## Given instruction
Locate the lines that hold the string "index". Copy every such line.

Start of Dataset content

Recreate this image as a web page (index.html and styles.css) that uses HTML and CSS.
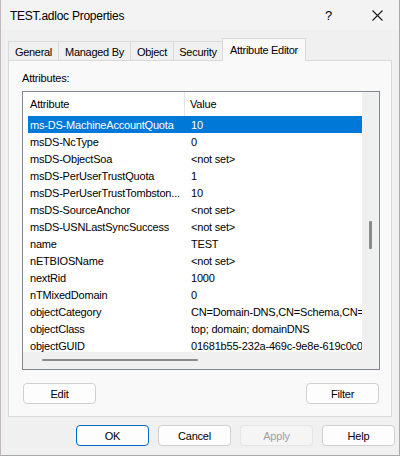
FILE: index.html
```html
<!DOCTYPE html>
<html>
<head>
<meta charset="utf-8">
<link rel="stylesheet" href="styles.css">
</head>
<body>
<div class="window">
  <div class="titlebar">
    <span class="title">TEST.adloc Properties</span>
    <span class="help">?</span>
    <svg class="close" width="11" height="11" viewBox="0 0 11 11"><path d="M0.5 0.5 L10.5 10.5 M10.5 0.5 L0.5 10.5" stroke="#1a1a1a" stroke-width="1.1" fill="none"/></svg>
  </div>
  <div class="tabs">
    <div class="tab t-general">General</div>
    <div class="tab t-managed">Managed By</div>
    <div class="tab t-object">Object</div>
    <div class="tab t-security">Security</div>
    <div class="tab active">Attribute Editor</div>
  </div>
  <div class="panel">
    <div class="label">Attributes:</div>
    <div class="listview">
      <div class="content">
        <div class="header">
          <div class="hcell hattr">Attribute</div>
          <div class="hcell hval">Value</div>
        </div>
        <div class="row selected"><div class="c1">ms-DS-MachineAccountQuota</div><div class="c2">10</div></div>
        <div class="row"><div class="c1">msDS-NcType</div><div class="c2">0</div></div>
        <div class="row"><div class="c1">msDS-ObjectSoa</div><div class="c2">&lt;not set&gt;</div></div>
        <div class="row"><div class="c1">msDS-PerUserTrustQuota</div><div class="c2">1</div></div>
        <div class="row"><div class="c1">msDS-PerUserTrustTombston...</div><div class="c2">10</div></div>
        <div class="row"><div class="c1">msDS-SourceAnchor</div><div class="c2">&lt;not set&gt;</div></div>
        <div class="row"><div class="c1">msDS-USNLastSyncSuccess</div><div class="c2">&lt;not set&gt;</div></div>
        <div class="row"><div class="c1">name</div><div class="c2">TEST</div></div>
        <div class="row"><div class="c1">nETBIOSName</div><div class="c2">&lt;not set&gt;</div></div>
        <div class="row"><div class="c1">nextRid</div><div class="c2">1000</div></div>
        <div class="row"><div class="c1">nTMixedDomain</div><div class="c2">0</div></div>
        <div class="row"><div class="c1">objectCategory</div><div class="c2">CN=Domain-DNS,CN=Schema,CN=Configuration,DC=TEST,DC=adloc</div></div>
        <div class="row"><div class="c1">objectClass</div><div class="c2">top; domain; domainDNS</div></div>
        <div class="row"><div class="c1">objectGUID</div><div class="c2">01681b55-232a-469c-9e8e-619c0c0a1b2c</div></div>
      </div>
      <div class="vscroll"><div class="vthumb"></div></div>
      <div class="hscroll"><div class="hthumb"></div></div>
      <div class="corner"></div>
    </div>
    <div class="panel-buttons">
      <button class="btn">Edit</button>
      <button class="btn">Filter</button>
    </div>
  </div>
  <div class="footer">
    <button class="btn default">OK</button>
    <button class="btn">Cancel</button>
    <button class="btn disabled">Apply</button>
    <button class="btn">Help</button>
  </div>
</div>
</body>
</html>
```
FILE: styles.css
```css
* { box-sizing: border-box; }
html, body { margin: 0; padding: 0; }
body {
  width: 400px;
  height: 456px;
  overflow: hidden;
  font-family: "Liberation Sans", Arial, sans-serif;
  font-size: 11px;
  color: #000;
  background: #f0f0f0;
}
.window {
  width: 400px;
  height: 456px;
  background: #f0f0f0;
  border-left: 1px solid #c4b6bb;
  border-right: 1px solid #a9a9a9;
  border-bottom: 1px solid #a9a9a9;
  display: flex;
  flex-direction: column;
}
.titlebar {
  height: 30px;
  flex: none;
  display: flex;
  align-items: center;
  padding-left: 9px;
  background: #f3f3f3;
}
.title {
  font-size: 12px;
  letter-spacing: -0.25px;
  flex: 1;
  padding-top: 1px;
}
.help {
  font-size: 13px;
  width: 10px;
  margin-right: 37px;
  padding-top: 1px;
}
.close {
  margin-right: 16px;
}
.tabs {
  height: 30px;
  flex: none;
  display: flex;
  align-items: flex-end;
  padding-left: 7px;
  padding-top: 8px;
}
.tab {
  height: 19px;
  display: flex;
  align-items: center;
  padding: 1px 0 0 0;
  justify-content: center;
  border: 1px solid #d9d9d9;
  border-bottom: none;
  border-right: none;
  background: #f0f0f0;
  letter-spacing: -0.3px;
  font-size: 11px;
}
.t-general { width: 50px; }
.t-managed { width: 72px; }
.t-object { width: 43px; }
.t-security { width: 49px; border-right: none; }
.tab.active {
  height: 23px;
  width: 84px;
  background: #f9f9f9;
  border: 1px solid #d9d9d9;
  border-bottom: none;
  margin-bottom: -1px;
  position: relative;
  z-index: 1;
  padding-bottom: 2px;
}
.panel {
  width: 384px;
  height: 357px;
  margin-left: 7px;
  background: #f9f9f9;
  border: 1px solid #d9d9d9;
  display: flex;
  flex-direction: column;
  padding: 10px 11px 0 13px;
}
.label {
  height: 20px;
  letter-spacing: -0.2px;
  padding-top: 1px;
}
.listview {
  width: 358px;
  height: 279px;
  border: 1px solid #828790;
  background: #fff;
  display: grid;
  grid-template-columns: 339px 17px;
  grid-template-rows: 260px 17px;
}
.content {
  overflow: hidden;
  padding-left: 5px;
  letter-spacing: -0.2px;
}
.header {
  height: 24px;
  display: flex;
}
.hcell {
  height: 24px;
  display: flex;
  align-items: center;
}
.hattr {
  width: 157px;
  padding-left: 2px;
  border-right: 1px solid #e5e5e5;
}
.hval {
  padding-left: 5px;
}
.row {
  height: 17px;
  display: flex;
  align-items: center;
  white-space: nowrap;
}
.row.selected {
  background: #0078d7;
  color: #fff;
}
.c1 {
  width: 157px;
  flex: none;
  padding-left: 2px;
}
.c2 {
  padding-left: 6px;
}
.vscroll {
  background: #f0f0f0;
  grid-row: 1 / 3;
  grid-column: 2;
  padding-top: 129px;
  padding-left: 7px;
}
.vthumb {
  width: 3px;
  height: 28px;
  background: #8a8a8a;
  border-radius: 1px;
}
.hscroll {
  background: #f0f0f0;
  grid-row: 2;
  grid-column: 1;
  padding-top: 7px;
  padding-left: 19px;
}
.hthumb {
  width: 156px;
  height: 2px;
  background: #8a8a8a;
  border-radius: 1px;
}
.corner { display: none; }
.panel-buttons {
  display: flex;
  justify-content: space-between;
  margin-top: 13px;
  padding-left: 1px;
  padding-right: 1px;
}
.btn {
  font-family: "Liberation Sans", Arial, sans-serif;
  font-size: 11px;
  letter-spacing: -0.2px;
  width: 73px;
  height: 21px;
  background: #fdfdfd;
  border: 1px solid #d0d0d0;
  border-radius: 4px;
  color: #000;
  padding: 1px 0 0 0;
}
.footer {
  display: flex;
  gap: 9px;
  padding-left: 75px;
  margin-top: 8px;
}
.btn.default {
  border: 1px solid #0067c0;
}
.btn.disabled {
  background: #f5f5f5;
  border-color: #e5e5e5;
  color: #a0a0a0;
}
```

End of Dataset content

## Exercise result
Recreate this image as a web page (index.html and styles.css) that uses HTML and CSS.
FILE: index.html
  z-index: 1;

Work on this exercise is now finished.